Sebagaimana siaran pers yang diterima GNFI, Conservation International (CI) Indonesia pada 18 Oktober yang lalu mengungkapkan bahwa Indonesia ternyata memiliki luasan wilayah mangrove sebesar 3,1 juta hektare menurut data tahun 2015. Luasan tersebut dinilai setara dengan 22 persen ekosistem mangrove seluruh dunia. Di Indonesia sendiri, wilayah mangrove terluas terletak di Papua Barat yang luasnya mencapai 482,029 hektare. Hutan mangrove sendiri merupakan salah satu ekosistem karbon biru yang mampu untuk menyerap karbon dioksida yang dihasilkan oleh aktifitas perubahan energi termasuk aktifitas manusia.
Kerjasama studi sejak tahun 2015 yang dilakukan oleh Pemerintah Daerah Kaimana, Universitas Papua, CIFOR, Balai Rise dan Observasi Laut Kementerian Kelautan dann Perikanan (KKP), dan Conservation International berusaha mencari seberapa kemampuan serapan karbon di ekosistem karbon biru di Kabupaten Kaimana. Studi tersebut dilakukan di Teluk Arguni, Buruway, Etna dan Kaimana Kota yang mencakup lahan mangrove seluas 34.329 hektare.
Hasil yang didapatkan cukup mengejutkan. Marine Program Director CI Indonesia, Victor Nikijuluw menjelaskan bahwa ternyat a stok karbon pada empat kawasan yang diteliti setara dengan jumlah karbon yang dihasilkan oleh 19,7 juta unit kendaraan bermotor. Jumlah ini sama dengan pemakaian 39,3 miliar liter bensin setiap tahunnya.
Perhitungan lanjutan juga dilakukan, yang menunjukkan bahwa luasan kawasan mangrove yang mencapai 76 ribu hektare di Kabupaten Kaimana menyimpan 54 juta Mg Carbon. Sementara potensi serapannya sebesar 168.128 Mg C per tahun.
“Data ini menegaskan peran penting ekosistem mangrove dalam mendukung komitmen pengurangan emisi. Sayangnya, lebih dari setengah ekosistem mangrove Indonesia mengalami kerusakan dan karena itu kerjasama lintas sektor penting dilakukan,” ujar Victor.
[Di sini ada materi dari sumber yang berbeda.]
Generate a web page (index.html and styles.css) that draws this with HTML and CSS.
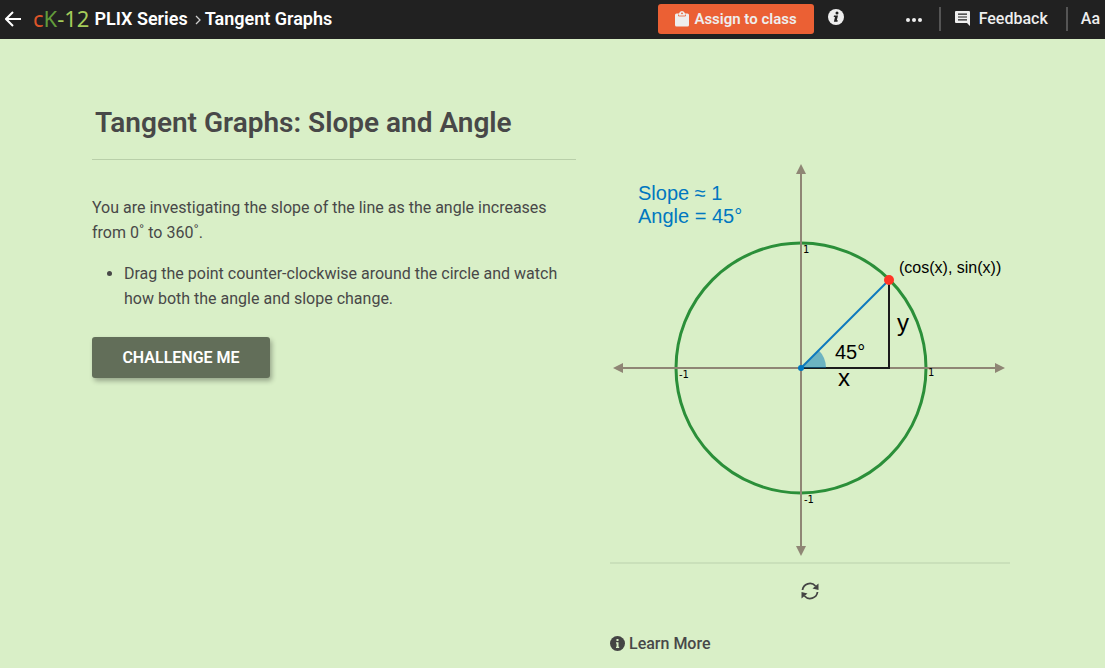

Pemerintah Kabupaten Kaimana yang menyambut baik upaya menjadikan wilayahnya sebagai laboratorium Blue Carbon mengungkapkan dukungannya dalam inisiatif pelestarian ekosistem mangrove. Sehingga tindakan yang dilakukan tidak sebatas pada memberikan data ilmiah tetapi juga masukan strategis pelestarian mangrove, penguatan tata kelola konservasi, dan juga pengembangan alternatif mata pencaharian berkelanjutan masyarakat yang umumnya melakukan budidaya kepiting bakau.
“Studi ini akan menjadi referensi kami dalam tata kelola pelestarian mangrove Kaimana yang tak hanya mendukung pencapaian komitmen nasional dalam pengurangan emisi, namun juga mendukung ekonomi masyarakat,” ujar Bupati Kaimana Drs. Mathias Mairuma.
Hasil studi lintas instansi ini diharapkan akan bisa menjadi data ilmiah pemerintah pusat dalam mengambil kebijakan terkait Blue Carbon di Indonesia.
Blue carbon sendiri di tingkat Internasional telah digaungkan sebagai salah satu ekosistem yang mampu mengurangi emisi karbon dunia. Gaung tersebut secara resmi dilakukan di UN Cilmate Change Conference of The Parties (COP) ke 22 yang dilaksanakan di Maroko tahun 2016 yang lalu.